Create a table using the RocksDB storage engine and check the storage space used.
create table temp_rdb(data jsonb) with (engine=rocksdb);
\COPY temp (data) FROM '/home/kunlun/json/1.json';
\COPY temp (data) FROM '/home/kunlun/json/2.json';
Data is compressed and stored under the RocksDB storage engine.
3.5 JSON Object Read and Write Performance Test
Since the tests are conducted on a virtual machine, the execution times mentioned in the article can only serve as a reference for comparison between different scenarios under the same environment.
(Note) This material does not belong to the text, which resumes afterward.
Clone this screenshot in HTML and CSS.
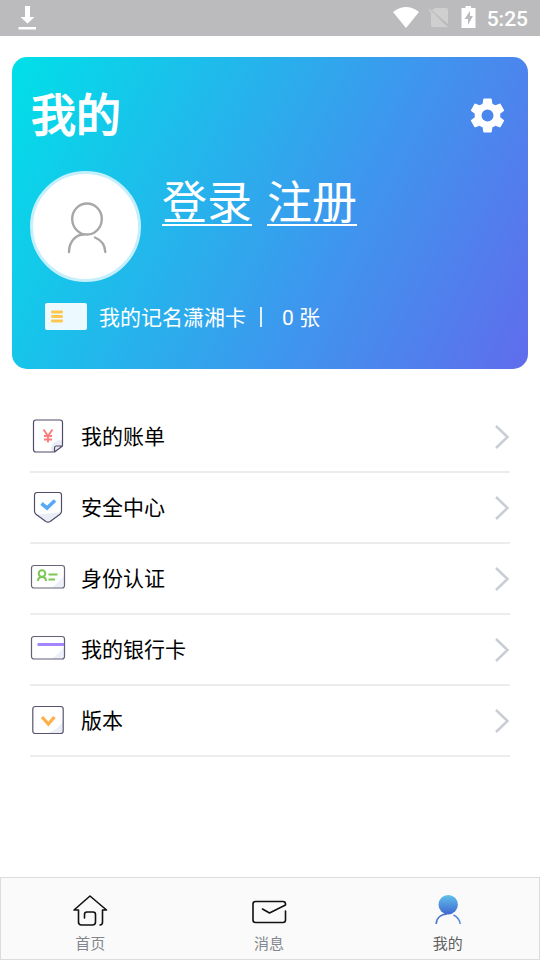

The configuration information of the test cluster virtual machines is as follows:
Node Type | Name | IP | CPU | Memory |
---|---|---|---|---|
Compute node | 10.37.129.6 | 2C Intel i9 2.4 GHz | 6G | |
Storage primary node | shard_1 | 10.37.129.5 | 2C Intel i9 2.4 GHz | 6G |
Storage primary node | shard_2 | 10.37.129.7 | 2C Intel i9 2.4 GHz | 6G |
Create a new table test1
from the previous temp
table and populate it with data.
create table test1 (id int primary key, content jsonb);
CREATE SEQUENCE
test_id_seq
INCREMENT 1
MINVALUE 1
MAXVALUE 9223372036854775807
START WITH 1
CACHE 1;
insert into test1 select nextval('test_id_seq'),data from temp;
analyze test1;
Use the pgbench tool to conduct read and write performance tests on the test1
table. Prepare custom.sql as follows:
\set id random(1,100000)
BEGIN;
select * from test1 where id = :id;
update test1 set content=jsonb_set(content,'{user,email}','"klustron@mail.com"') where id = :id;
END;
Parameters include 10 connections, running a stress test for 2 minutes.
The efficiency of reading and writing JSON objects in the current environment can reach an average of 1001 tps with 10 connections.